Office of the Vice President for Global Communications

Thursday, April 4, 2013

U-M to co-sponsor annual e-waste recycling event

Individuals looking to unload broken or unwanted electronics in an earth-friendly way are encouraged to stop by the free e-waste recycling event sponsored by U-M and Ann Arbor Public Schools, April 25-27.

  Community members participate in the 2012 e-waste recycling event at Pioneer High School. (Photo courtesy of the Office of Campus Sustainability)

The Office of Campus Sustainability, which serves as the focal point for sustainable campus operations, is coordinating the three-day event, which is open to the public, local businesses and non-profits.

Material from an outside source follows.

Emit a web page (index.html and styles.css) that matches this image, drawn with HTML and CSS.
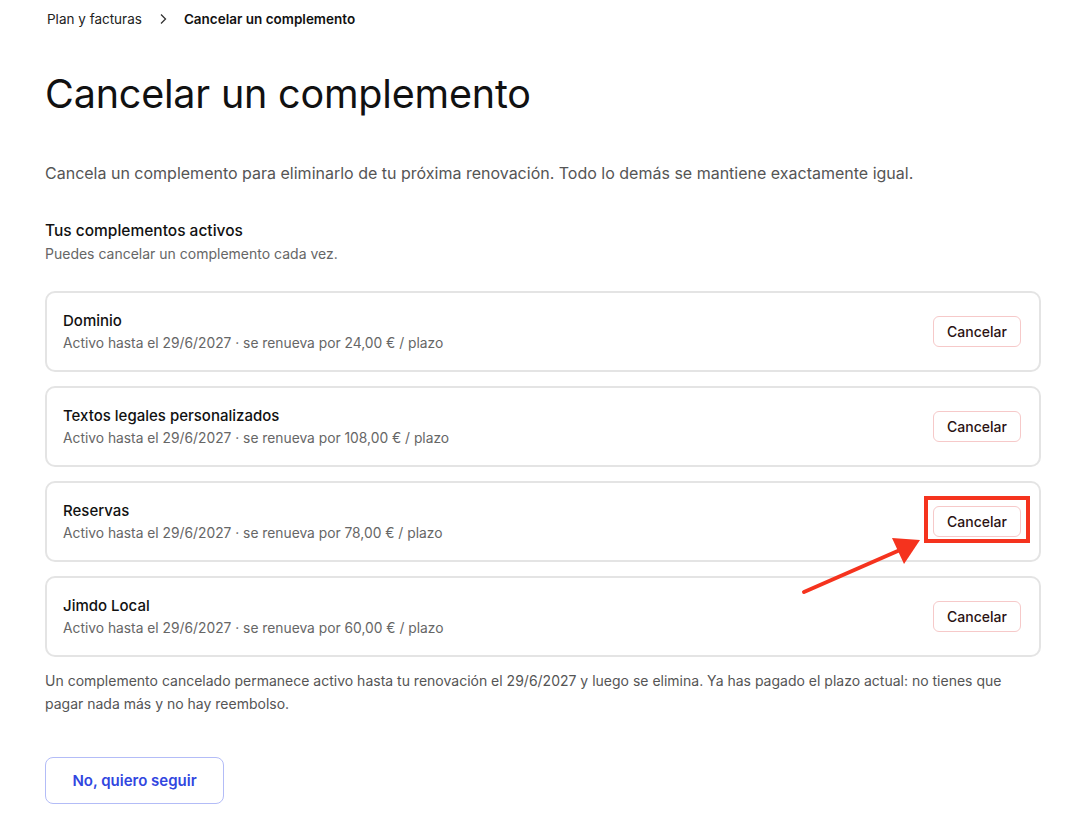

An assortment of electronics will be accepted at the event, including laptop and desktop computers, televisions and telephones.

Collections will occur at Pioneer High School and at the U-M Tennis and Gymnastics Parking Lot. Logistics for equipment drop-off are:

• General public: April 27, 9 a.m.-2 p.m., at Pioneer High School, 601 West Stadium Blvd. Enter from Main Street at the corner of West Stadium Blvd.

View a complete list of accepted materials and frequently asked questions about the e-waste collection.

• Businesses and nonprofits: April 25-26, 9 a.m.-2 p.m., at the U-M Tennis and Gymnastics Parking Lot, 2250 South State St. Pre-registration is encouraged to ensure adequate staffing.

“We are pleased to continue to provide the community with an environmentally safe method for disposing their electronics,” said Andy Berki, manager of the Office of Campus Sustainability. “Engaging the local community in this annual event helps increase awareness of proper e-waste disposal and the effort to keep harmful materials out of the landfills.”

After the collection, equipment is properly disassembled, shredded and recycled into raw materials by a fully licensed recycling facility in North America, and manufactured into new items.

Electronic waste is the fastest-growing type of waste in the country and frequently contains hazardous materials like lead and mercury, which can adversely affect the environment.

According to the United States Environmental Protection Agency, nearly 2.4 million tons of electronics were ready for end-of-life management in 2009, with only 25 percent collected for recycling.

This is the sixth year the university and Ann Arbor Public Schools have sponsored the event. Since 2008, the event has filled a combined total of 89 semi-trailers and diverted a total of 1,168 tons of electronic waste from local landfills.

The e-waste event supports the university’s overall commitment to sustainability known as Planet Blue.